05 13 29 44 CDR Oh - Who did it?
05 13 29 _6 CMP Who did what?
05.13 29 47 LMP What?
05 13 29 49 CDR Who did it? (Laughter)
05 13 29 51 LMP Where did that come from?
05 13 29 52 CDR Give me a napkin quick. There’s a turd floating through the air.
05 13 29 55 CMP I didn’t do it. It ain’t one of mine.
05 13 29 57 LMP I don’t think it’s one of mine.
05 13 29 59 CDR Mine was a little more sticky than that. Throw that away.
05 13 30 06 CMP God almighty.

05 13 38 29 LMP They said on 135. They told us that - Here’s another goddam turd. What’s the matter with you guys? Here, give me a -

There was a definite airflow direction on the old Skylab, so everything that was floating loose on the station eventually ended up on the airfilter.
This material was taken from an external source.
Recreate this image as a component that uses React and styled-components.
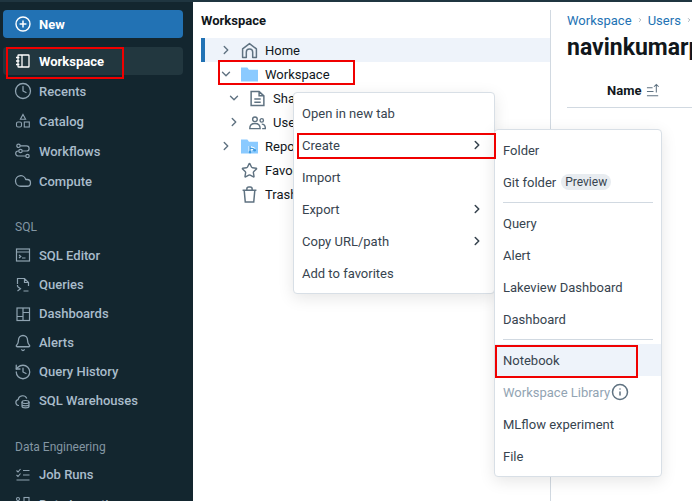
import React from "react";
import styled, { createGlobalStyle } from "styled-components";
import { ChevronRight, ChevronDown, Clock, Cloud, Bell, History, Star, Info } from "lucide-react";

const GlobalStyle = createGlobalStyle`
  html, body { margin: 0; padding: 0; background: #fff; }
  body { font-family: Roboto, "Noto Sans", sans-serif; font-size: 13px; }
  * { box-sizing: border-box; }
`;

const Svg = ({ size = 16, children, ...rest }) => (
  <svg width={size} height={size} viewBox="0 0 16 16" fill="none" stroke="currentColor" strokeWidth="1.1" {...rest}>
    {children}
  </svg>
);

const NewIcon = () => (
  <Svg><circle cx="8" cy="8" r="7" strokeWidth="1.4" /><path d="M8 4.6v6.8M4.6 8h6.8" strokeWidth="1.5" /></Svg>
);
const NotebookIcon = () => (
  <Svg><rect x="3" y="2" width="11" height="12" rx=".6" strokeWidth="1.3" /><path d="M7 2v12M1 4.5h3.4M1 8h3.4M1 11.5h3.4" strokeWidth="1.3" /></Svg>
);
const CatalogIcon = () => (
  <Svg><path d="M8 1.5l2.6 4.7H5.400z" /><rect x="1.500" y="9" width="5" height="5" rx="1.500" /><rect x="9.300" y="9" width="5" height="5" /></Svg>
);
const WorkflowIcon = () => (
  <Svg strokeWidth="1.200"><circle cx="3.500" cy="2.800" r="1.700" /><circle cx="5.500" cy="8" r="1.700" /><circle cx="12.500" cy="13" r="1.700" />
    <path d="M5.200 2.800h6.300a2.600 2.600 0 0 1 0 5.200H7.200M3.800 8h-.6a2.500 2.500 0 0 0 0 5h7.600" /></Svg>
);
const EditorIcon = () => (
  <Svg strokeWidth="1.200"><rect x="1.500" y="2" width="13" height="12" /><path d="M1.500 5h13M4 8l1.800 1.500L4 11M7 11h3.500" /></Svg>
);
const QueryIcon = () => (
  <Svg strokeWidth="1.200"><path d="M2.500 7V1.500h7l4 4V9M9.500 1.500v4h4" /><path d="M2.500 9.500l3 2.300-3 2.300M2.500 8v1.500M8.500 14h5" /></Svg>
);
const DashIcon = () => (
  <Svg strokeWidth="1.200"><rect x="2" y="2" width="12.500" height="12.500" /><path d="M8 2v12.500M8 6.500h6.500M2 10.500h6" /></Svg>
);
const WarehouseIcon = () => (
  <Svg strokeWidth="1.200"><path d="M4 12.500H3.500A3 3 0 0 1 3.200 6.600 4.500 4.500 0 0 1 11.800 5.500" /><ellipse cx="10.500" cy="9" rx="3.500" ry="1.500" /><path d="M7 9v4.500c0 .8 1.500 1.300 3.500 1.300s3.500-.5 3.500-1.300V9M7 11.500c0 .8 1.500 1.300 3.500 1.300s3.500-.5 3.500-1.300" /></Svg>
);
const RunsIcon = () => (
  <Svg><path d="M1.500 3.500l1.500 1.500 2.500-3M8 3.500h6.500M1.500 8l1.500 1.500L5.500 6.500M8 8h6.500M1.500 13h13" /></Svg>
);
const IngestIcon = () => (
  <Svg><circle cx="3" cy="3" r="1.500" /><rect x="9" y="1.500" width="5" height="5" /><path d="M3 4.500V11h6" /></Svg>
);
const HomeIcon = () => (
  <Svg size={17} strokeWidth="1.400"><path d="M1.500 14.500V6.500L8 1.500l6.500 5v8h-3.500V9.500a3 3 0 0 0-6 0v5z" strokeLinejoin="round" /></Svg>
);
const FolderIcon = ({ children }) => (
  <svg width="17" height="17" viewBox="0 0 16 16">
    <path d="M0 1.500h6l1.500 2H16v11H0z" fill="#8acaff" />
    {children}
  </svg>
);
const DocIcon = () => (
  <Svg size={17} strokeWidth="1.400"><path d="M2 1.500h7.500l4.500 4v9H2zM9.500 1.500v4H14M5 8.500h6M5 11.500h6" /></Svg>
);
const UsersIcon = () => (
  <Svg size={17} strokeWidth="1.300"><circle cx="5.600" cy="5" r="2.200" /><circle cx="12" cy="6" r="1.600" /><path d="M.700 13.800c0-3 2-4.800 4.900-4.800s4.900 1.800 4.900 4.800zM12 9.500c2 0 3.400 1.300 3.400 4.300h-3" /></Svg>
);
const TrashIcon = () => (
  <Svg size={17} strokeWidth="1.400"><path d="M1.500 4h13M3 4l1 11h8l1-11M5.500 4V2.800A1.800 1.800 0 0 1 7.300 1h1.400a1.800 1.800 0 0 1 1.800 1.800V4" /></Svg>
);
const SortIcon = () => (
  <Svg size={15} strokeWidth="1.100"><path d="M1 5h6M1 9h7M1 13.500h12M11 10V1.500M8.500 4L11 1.500 13.500 4" /></Svg>
);

const Page = styled.div`
  position: relative;
  display: flex;
  width: 692px;
  height: 501px;
  overflow: hidden;
  border-top: 2px solid #1f3540;
`;

const Sidebar = styled.nav`
  flex: 0 0 193px;
  background: #13262f;
  padding: 10px 10px 0 3px;
  margin-top: -2px;
`;

const NewButton = styled.div`
  display: flex;
  align-items: center;
  gap: 8px;
  height: 28px;
  padding-left: 12px;
  border-radius: 4px;
  background: #2272b4;
  color: #fff;
  font-weight: 700;
  margin-bottom: 9px;
`;

const NavRow = styled.div`
  display: flex;
  align-items: center;
  gap: 8px;
  height: ${(p) => p.$h || 30}px;
  margin-bottom: ${(p) => (p.$active ? 1 : 0)}px;
  padding-left: 12px;
  border-radius: 4px;
  color: ${(p) => (p.$active ? "#ffffff" : "#a9bccb")};
  background: ${(p) => (p.$active ? "#22373f" : "transparent")};
  font-weight: ${(p) => (p.$active ? 700 : 500)};
  white-space: nowrap;
  svg { flex: 0 0 16px; color: ${(p) => (p.$active ? "#ffffff" : "#8fa3b1")}; }
  svg.lucide { flex: 0 0 18px; margin: 0 -1px; }
`;

const SectionLabel = styled.div`
  display: flex;
  align-items: center;
  height: 20px;
  margin-top: ${(p) => p.$top}px;
  margin-bottom: ${(p) => p.$bottom}px;
  padding-left: 12px;
  color: #8396a3;
  font-size: 12px;
`;

const TreePanel = styled.section`
  flex: 0 0 358px;
  margin-top: 8px;
  padding-left: 8px;
  border-right: 1px solid #d1d9e1;
`;

const PanelTitle = styled.h2`
  margin: 1px 0 7px;
  height: 20px;
  line-height: 20px;
  font-size: 13px;
  font-weight: 700;
  color: #11171c;
`;

const TreeRow = styled.div`
  display: flex;
  align-items: center;
  height: 24px;
  padding-left: ${(p) => p.$indent}px;
  color: #11171c;
  white-space: nowrap;
  background: ${(p) => (p.$selected ? "#eef3fa" : "transparent")};
  border-left: 4px solid ${(p) => (p.$selected ? "#2272b4" : "transparent")};
  svg { color: #5f7281; flex: none; }
`;

const Caret = styled.span`
  display: flex;
  width: 18px;
  margin-right: 4px;
  color: #5f7281;
`;

const RowLabel = styled.span`
  margin-left: 7px;
`;

const DetailPanel = styled.section`
  flex: 1;
  min-width: 0;
  padding: 8px 0 0 16px;
  overflow: hidden;
  white-space: nowrap;
`;

const Crumbs = styled.div`
  display: flex;
  align-items: center;
  gap: 5px;
  height: 20px;
  color: #2272b4;
  svg { color: #5f7281; }
`;

const PageTitle = styled.h1`
  margin: 2px 0 10px;
  height: 32px;
  line-height: 32px;
  font-size: 23px;
  font-weight: 700;
  color: #11171c;
`;

const HeaderRow = styled.div`
  display: flex;
  align-items: center;
  gap: 5px;
  height: 34px;
  padding: 0 0 1px 40px;
  border-bottom: 1px solid #d1d9e1;
  color: #11171c;
  font-weight: 700;
  svg { color: #5f7281; }
`;

const Menu = styled.div`
  position: absolute;
  top: ${(p) => p.$top}px;
  left: ${(p) => p.$left}px;
  width: ${(p) => p.$width}px;
  padding: 4px 0;
  background: #fff;
  border: 1px solid #d8dfe6;
  border-radius: 4px;
  box-shadow: 0 4px 16px rgba(0, 0, 0, 0.1);
`;

const MenuItem = styled.div`
  display: flex;
  align-items: center;
  justify-content: space-between;
  height: 32px;
  padding: 0 10px 0 8px;
  color: ${(p) => (p.$disabled ? "#92a4b3" : "#37444f")};
  background: ${(p) => (p.$hover ? "#eef3fa" : "transparent")};
  svg { color: #37444f; }
`;

const Left = styled.span`
  display: flex;
  align-items: center;
  gap: ${(p) => p.$gap}px;
  svg { color: #5f7281; }
`;

const Badge = styled.span`
  padding: 0 4px;
  height: 16px;
  line-height: 16px;
  border-radius: 8px;
  background: #e8ecf0;
  font-size: 12px;
`;

const Divider = styled.div`
  height: 1px;
  margin: 4px 8px;
  background: #d1d9e1;
`;

// red rectangles someone drew over the screenshot
const Annotation = styled.div`
  position: absolute;
  top: ${(p) => p.$y}px;
  left: ${(p) => p.$x}px;
  width: ${(p) => p.$w}px;
  height: ${(p) => p.$h}px;
  border: 2px solid #f00000;
`;

const chev = <ChevronRight size={14} strokeWidth={2.6} />;

export default function App() {
  return (
    <>
      <GlobalStyle />
      <Page>
        <Sidebar>
          <NewButton><NewIcon />New</NewButton>
          <NavRow $active $h={28}><NotebookIcon />Workspace</NavRow>
          <NavRow><Clock size={18} strokeWidth={1.7} />Recents</NavRow>
          <NavRow><CatalogIcon />Catalog</NavRow>
          <NavRow><WorkflowIcon />Workflows</NavRow>
          <NavRow><Cloud size={18} strokeWidth={1.7} />Compute</NavRow>
          <SectionLabel $top={21} $bottom={3}>SQL</SectionLabel>
          <NavRow><EditorIcon />SQL Editor</NavRow>
          <NavRow $h={29}><QueryIcon />Queries</NavRow>
          <NavRow $h={29}><DashIcon />Dashboards</NavRow>
          <NavRow $h={29}><Bell size={18} strokeWidth={1.7} />Alerts</NavRow>
          <NavRow $h={29}><History size={18} strokeWidth={1.7} />Query History</NavRow>
          <NavRow $h={29}><WarehouseIcon />SQL Warehouses</NavRow>
          <SectionLabel $top={22} $bottom={3}>Data Engineering</SectionLabel>
          <NavRow $h={29}><RunsIcon />Job Runs</NavRow>
          <NavRow><IngestIcon />Data Ingestion</NavRow>
        </Sidebar>

        <TreePanel>
          <PanelTitle>Workspace</PanelTitle>
          <TreeRow $selected $indent={14}>
            <Caret><ChevronRight size={14} strokeWidth={2.4} /></Caret><HomeIcon /><RowLabel>Home</RowLabel>
          </TreeRow>
          <TreeRow $indent={14}>
            <Caret><ChevronDown size={14} strokeWidth={2.4} /></Caret><FolderIcon /><RowLabel>Workspace</RowLabel>
          </TreeRow>
          <TreeRow $indent={22}>
            <Caret><ChevronDown size={14} strokeWidth={2.4} /></Caret><DocIcon /><RowLabel>Shared</RowLabel>
          </TreeRow>
          <TreeRow $indent={22}>
            <Caret><ChevronRight size={14} strokeWidth={2.4} /></Caret><UsersIcon /><RowLabel>Users</RowLabel>
          </TreeRow>
          <TreeRow $indent={14}>
            <Caret><ChevronRight size={14} strokeWidth={2.4} /></Caret>
            <FolderIcon>
              <path d="M8.500 7.500v6M8.500 9.500c3 0 4 .5 4 2" stroke="#fff" strokeWidth="2.800" fill="none" />
              <path d="M8.500 7.500v6M8.500 9.500c3 0 4 .5 4 2" stroke="#3f9be0" strokeWidth="1.200" fill="none" />
              <circle cx="8.500" cy="13.200" r="1.300" fill="#3f9be0" />
              <circle cx="12.800" cy="11.500" r="1.300" fill="#3f9be0" />
            </FolderIcon>
            <RowLabel>Repos</RowLabel>
          </TreeRow>
          <TreeRow $indent={36}>
            <Star size={17} strokeWidth={2} /><RowLabel>Favorites</RowLabel>
          </TreeRow>
          <TreeRow $indent={36}>
            <TrashIcon /><RowLabel>Trash</RowLabel>
          </TreeRow>
        </TreePanel>

        <DetailPanel>
          <Crumbs>Workspace <ChevronRight size={12} /> Users <ChevronRight size={12} /></Crumbs>
          <PageTitle>navinkumarparmar</PageTitle>
          <HeaderRow>Name <SortIcon /></HeaderRow>
        </DetailPanel>

        <Menu $top={90} $left={293} $width={202}>
          <MenuItem>Open in new tab</MenuItem>
          <MenuItem>Create {chev}</MenuItem>
          <MenuItem>Import</MenuItem>
          <MenuItem>Export {chev}</MenuItem>
          <MenuItem>Copy URL/path {chev}</MenuItem>
          <MenuItem>Add to favorites</MenuItem>
        </Menu>

        <Menu $top={127} $left={494} $width={168}>
          <MenuItem>Folder</MenuItem>
          <MenuItem><Left $gap={5}>Git folder <Badge>Preview</Badge></Left></MenuItem>
          <Divider />
          <MenuItem>Query</MenuItem>
          <MenuItem>Alert</MenuItem>
          <MenuItem>Lakeview Dashboard</MenuItem>
          <MenuItem>Dashboard</MenuItem>
          <Divider />
          <MenuItem $hover>Notebook</MenuItem>
          <MenuItem $disabled><Left $gap={1}>Workspace Library <Info size={18} strokeWidth={2} /></Left></MenuItem>
          <MenuItem>MLflow experiment</MenuItem>
          <MenuItem>File</MenuItem>
        </Menu>

        <Annotation $x={6} $y={45} $w={118} $h={32} />
        <Annotation $x={218} $y={58} $w={137} $h={25} />
        <Annotation $x={297} $y={131} $w={199} $h={26} />
        <Annotation $x={495} $y={343} $w={143} $h={33} />
      </Page>
    </>
  );
}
I’d imagine it’s the same on the ISS.
That would make the air filter the Space Station equivalent of the bilges in the oild sailing ships – the incredibly gross “lowest point” at which all the smelly, gross stuff ended up. Including escaped turds.

“Logs”. Hee hee!

I read the thread title as asking whether ISIS had such training, and I didn’t think that’s what we have been bombarding them with.

I love that episode of The Big Bang Theory.

“Meatloaf.”

Captain’s log?

I orignally read the title as ‘Do they have “escaping poop” training in ISIS’?

I was very confused.

In space no one can hear you [del]scream[/del] fart.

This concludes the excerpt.